## DATA BLOCK
** Begin **

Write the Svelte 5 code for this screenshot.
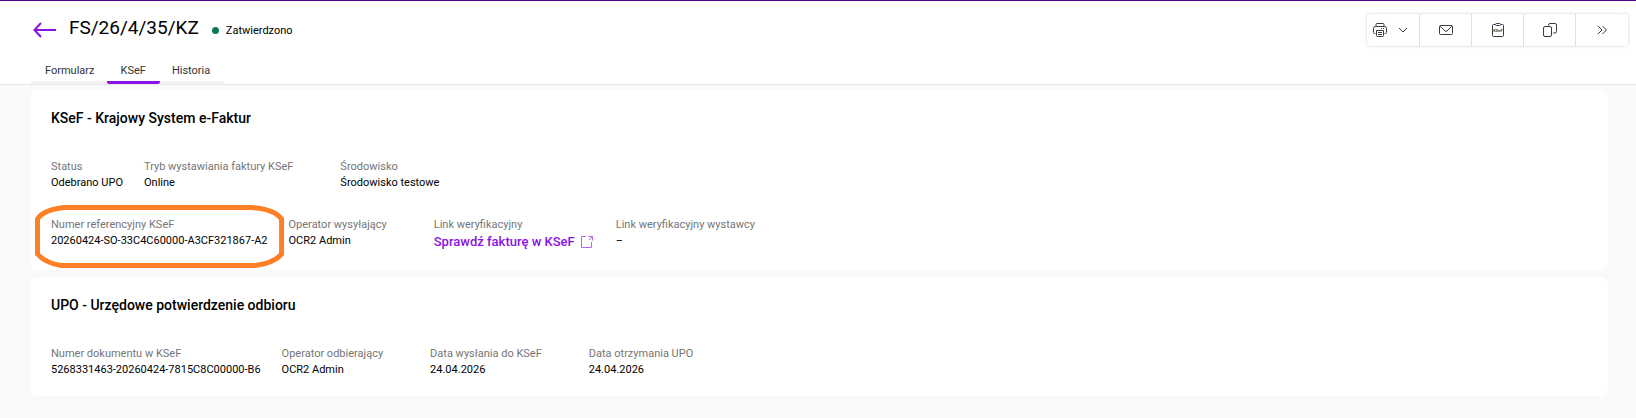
<script>
	let activeTab = $state('KSeF');

	const tabs = ['Formularz', 'KSeF', 'Historia'];

	const sections = [
		{
			title: 'KSeF - Krajowy System e-Faktur',
			rows: [
				[
					{ label: 'Status', value: 'Odebrano UPO' },
					{ label: 'Tryb wystawiania faktury KSeF', value: 'Online' },
					{ label: 'Środowisko', value: 'Środowisko testowe' }
				],
				[
					{
						label: 'Numer referencyjny KSeF',
						value: '20260424-SO-33C4C60000-A3CF321867-A2',
						marked: true
					},
					{ label: 'Operator wysyłający', value: 'OCR2 Admin' },
					{ label: 'Link weryfikacyjny', value: 'Sprawdź fakturę w KSeF', link: true },
					{ label: 'Link weryfikacyjny wystawcy', value: '–' }
				]
			]
		},
		{
			title: 'UPO - Urzędowe potwierdzenie odbioru',
			rows: [
				[
					{ label: 'Numer dokumentu w KSeF', value: '5268331463-20260424-7815C8C00000-B6' },
					{ label: 'Operator odbierający', value: 'OCR2 Admin' },
					{ label: 'Data wysłania do KSeF', value: '24.04.2026' },
					{ label: 'Data otrzymania UPO', value: '24.04.2026' }
				]
			]
		}
	];
</script>

<div class="page">
	<header>
		<div class="top">
			<button class="back" aria-label="Wstecz">
				<svg width="24" height="16" viewBox="0 0 24 16">
					<path d="M23 8H2M8 1L1.500 8L8 15" />
				</svg>
			</button>
			<h1>FS/26/4/35/KZ</h1>
			<span class="status"><i class="dot"></i>Zatwierdzono</span>

			<div class="toolbar">
				<button class="print" aria-label="Drukuj">
					<svg width="16" height="16" viewBox="0 0 16 16">
						<path d="M4 4.500V2.500Q4 1.500 5 1.500H11Q12 1.500 12 2.500V4.500" />
						<path d="M3.500 11.500H2.500Q1.500 11.500 1.500 10.500V6.500Q1.500 4.500 3.500 4.500H12.500Q14.500 4.500 14.500 6.500V10.500Q14.500 11.500 13.500 11.500H12.500" />
						<path d="M4.500 8.500H11.500V13.500Q11.500 14.500 10.500 14.500H5.500Q4.500 14.500 4.500 13.500ZM6 10.500H10M6 12.500H10M9 6.500H10M11 6.500H12" />
					</svg>
					<svg width="10" height="10" viewBox="0 0 10 10">
						<path d="M1 3L5 7L9 3" />
					</svg>
				</button>
				<button aria-label="Wyślij e-mail">
					<svg width="16" height="16" viewBox="0 0 16 16">
						<rect x="1.500" y="3.500" width="13" height="9" rx="1" />
						<path d="M2 4L7 9Q8 9.800 9 9L14 4" />
					</svg>
				</button>
				<button aria-label="KSeF">
					<svg width="16" height="16" viewBox="0 0 16 16">
						<path d="M5 2.500H3.500Q2.500 2.500 2.500 3.500V13.500Q2.500 14.500 3.500 14.500H12.500Q13.500 14.500 13.500 13.500V3.500Q13.500 2.500 12.500 2.500H11" />
						<rect x="5.500" y="1.500" width="5" height="2" rx="1" />
						<text x="8" y="10" text-anchor="middle">KSeF</text>
					</svg>
				</button>
				<button aria-label="Kopiuj">
					<svg width="16" height="16" viewBox="0 0 16 16">
						<rect x="1.500" y="4.500" width="8" height="10" rx="1.500" />
						<path d="M6.500 3.500V3Q6.500 1.500 8 1.500H13Q14.500 1.500 14.500 3V9.500Q14.500 11 13 11H11" />
					</svg>
				</button>
				<button aria-label="Więcej">
					<svg width="16" height="16" viewBox="0 0 16 16">
						<path d="M4 4L8 8L4 12M8.500 4L12.500 8L8.500 12" />
					</svg>
				</button>
			</div>
		</div>

		<nav>
			{#each tabs as tab}
				<button class:active={tab === activeTab} onclick={() => (activeTab = tab)}>{tab}</button>
			{/each}
		</nav>
	</header>

	<main>
		{#each sections as section}
			<section>
				<h2>{section.title}</h2>
				{#each section.rows as row}
					<dl>
						{#each row as item}
							<div class="item">
								<dt>{item.label}</dt>
								{#if item.link}
									<dd>
										<a href="#ksef">
											{item.value}
											<svg width="12" height="12" viewBox="0 0 12 12">
												<path d="M5 0.500H0.500V11.500H10.500V6M7.500 0.500H11.500V4.500M11.500 0.500L8 4" />
											</svg>
										</a>
									</dd>
								{:else}
									<dd>{item.value}</dd>
								{/if}
								{#if item.marked}
									<svg class="marker" viewBox="0 0 250 63" preserveAspectRatio="none">
										<path d="M29 2.500H217Q240 4 247 14V49Q240 58 220 60.500H26Q10 58 2.500 49V14Q8 5 29 2.500Z" />
									</svg>
								{/if}
							</div>
						{/each}
					</dl>
				{/each}
			</section>
		{/each}
	</main>
</div>

<style>
	:global(body) {
		margin: 0;
		background: #f8f9fb;
	}

	.page {
		font-family: Roboto, 'Liberation Sans', sans-serif;
		font-size: 11px;
		line-height: 16px;
		color: #000;
	}

	button {
		padding: 0;
		border: 0;
		background: none;
		font: inherit;
		color: inherit;
		cursor: pointer;
	}

	svg {
		display: block;
		fill: none;
		stroke: #3c3c3c;
	}

	/* Header */
	header {
		border-top: 1px solid #4b0082;
		border-bottom: 1px solid #e8e8e8;
		background: #fff;
	}

	.top {
		display: flex;
		align-items: center;
		height: 57px;
		padding: 0 8px 0 33px;
	}

	.back svg {
		stroke: #8a10e6;
		stroke-width: 2;
	}

	h1 {
		margin: 0 13px 0 12px;
		padding-bottom: 3px;
		font-size: 19px;
		line-height: 24px;
		font-weight: 400;
	}

	.status {
		display: flex;
		align-items: center;
		gap: 7px;
		padding-top: 2px;
	}

	.dot {
		width: 7px;
		height: 7px;
		border-radius: 50%;
		background: #0d7a55;
	}

	.toolbar {
		display: flex;
		margin-left: auto;
		border-radius: 3px;
		box-shadow: 0 0 3px rgba(0, 0, 0, 0.2);
	}

	.toolbar button {
		display: flex;
		align-items: center;
		justify-content: center;
		box-sizing: border-box;
		width: 52px;
		height: 32px;
		border-right: 1px solid #e0dcf8;
	}

	.toolbar button:last-child {
		border-right: 0;
	}

	.toolbar .print {
		justify-content: flex-start;
		gap: 10px;
		width: 53px;
		padding-left: 5px;
	}

	.toolbar text {
		fill: #3c3c3c;
		stroke: none;
		font-size: 4px;
		font-weight: 700;
	}

	nav {
		display: flex;
		width: max-content;
		height: 26px;
		margin-left: 31px;
	}

	nav button {
		padding: 2px 12px 0;
		border-bottom: 3px solid #f2f2f2;
		color: #333;
	}

	nav button:first-child {
		padding-left: 14px;
	}

	nav button:last-child {
		padding-right: 14px;
	}

	nav .active {
		padding: 2px 14px 0;
		border-color: #8a10e6;
		border-radius: 2px;
	}

	/* Cards */
	main {
		display: flex;
		flex-direction: column;
		gap: 7px;
		padding: 5px 28px 22px 31px;
	}

	section {
		padding: 18px 20px;
		border-radius: 6px;
		background: #fff;
	}

	h2 {
		margin: 0 0 31px;
		font-size: 14px;
		line-height: 20px;
		font-weight: 500;
	}

	dl {
		display: flex;
		margin: 0;
	}

	dl + dl {
		margin-top: 26px;
	}

	.item {
		position: relative;
		margin-right: 21px;
	}

	dt {
		padding-right: 26px;
		color: #757575;
	}

	dd {
		margin: 0;
	}

	a {
		display: flex;
		align-items: center;
		gap: 6px;
		padding: 0 2px 2px 0;
		font-size: 13px;
		line-height: 17px;
		font-weight: 500;
		color: #8a10e6;
		text-decoration: none;
	}

	a svg {
		stroke: #b266f0;
	}

	/* Hand-drawn frame around the reference number */
	.marker {
		position: absolute;
		top: -12px;
		left: -16px;
		width: calc(100% + 33px);
		height: 63px;
		pointer-events: none;
	}

	.marker path {
		stroke: #ff7f27;
		stroke-width: 5;
	}
</style>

** End **

## GOAL
Every line from the start of the listing above through the line with "const tabs = ['Formularz', 'KSeF', 'Historia'];" should be repeated exactly; skip the pictures and add nothing else.

## EXERCISE OUTPUT
Write the Svelte 5 code for this screenshot.
<script>
	let activeTab = $state('KSeF');

	const tabs = ['Formularz', 'KSeF', 'Historia'];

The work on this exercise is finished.